Given a signed measure $u$ on $(X,A)$ and $\mid u(\cup_{n=1}^{\infty}E_n) \mid < \infty$, where {$E_n: n \in N$} is pairwise disjoint family, I have to show that $\sum_{n=1}^{\infty}u(E_n)$ is absolutely convergent. From the condition $\mid u(\cup_{n=1}^{\infty}E_n) \mid < \infty$, two things I have observed. First, $-\infty < \sum_{n=1}^{\infty}u(E_n) < \infty$ and second, for each n, $-\infty < u(E_n)<\infty$. But how to conclude that $\sum_{n=1}^{\infty}\mid u(E_n) \mid < \infty$. Any hint.
Definition I am using is $u$ is signed measure on $(X,A)$ if
- $u(\{\})=0$,
- u either takes $\infty$ or -$\infty$ but not both.

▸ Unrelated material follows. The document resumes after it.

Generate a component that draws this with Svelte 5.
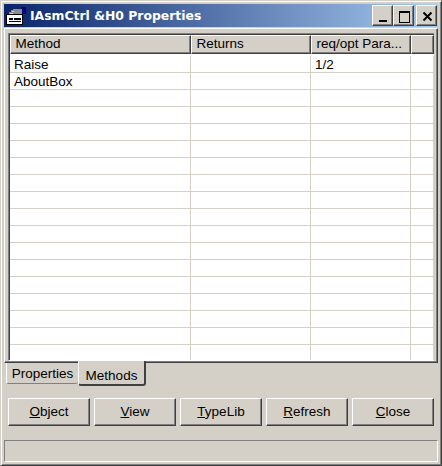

- $u$ is countably additive.
Denote by $E_+$ the union of all $E_i$'s such that $u(E_i)>0$ and similarly $E_-$ the union of all $E_i$'s with negative measure. As the $E_i$'s are pairwise disjoint, we get by the countable additivity of $u$ $$ u(E_+) = \sum_{i\geq 1} \max\{ u(E_i), 0\} $$ and $$ u(E_-) = \sum_{i\geq 1} \min \{ u(E_i), 0 \}.$$ By point three we get that either $u(E_+)<\infty$ or $u(E_-)>-\infty$. However, we have that $$ \sum_{i\geq 1} u(E_i) = \sum_{i\geq 1} ( \max\{ u(E_i), 0\} + \min\{ u(E_i), 0\}) $$ is convergent. If $u(E_+)$ is convergent, then so is $u(E_-)$ as we have $u(E_-)=\sum_{i\geq 1} u(E_i)-u(E_+).$ The same way we get that $u(E_+)$ is convergent if $u(E_-)$ is. However, if $u(E_\pm)$ are convergent, then they are absolutely convergent, as they have a sign. Thus, also the sum is absolutely convergent, which is what we wanted to prove.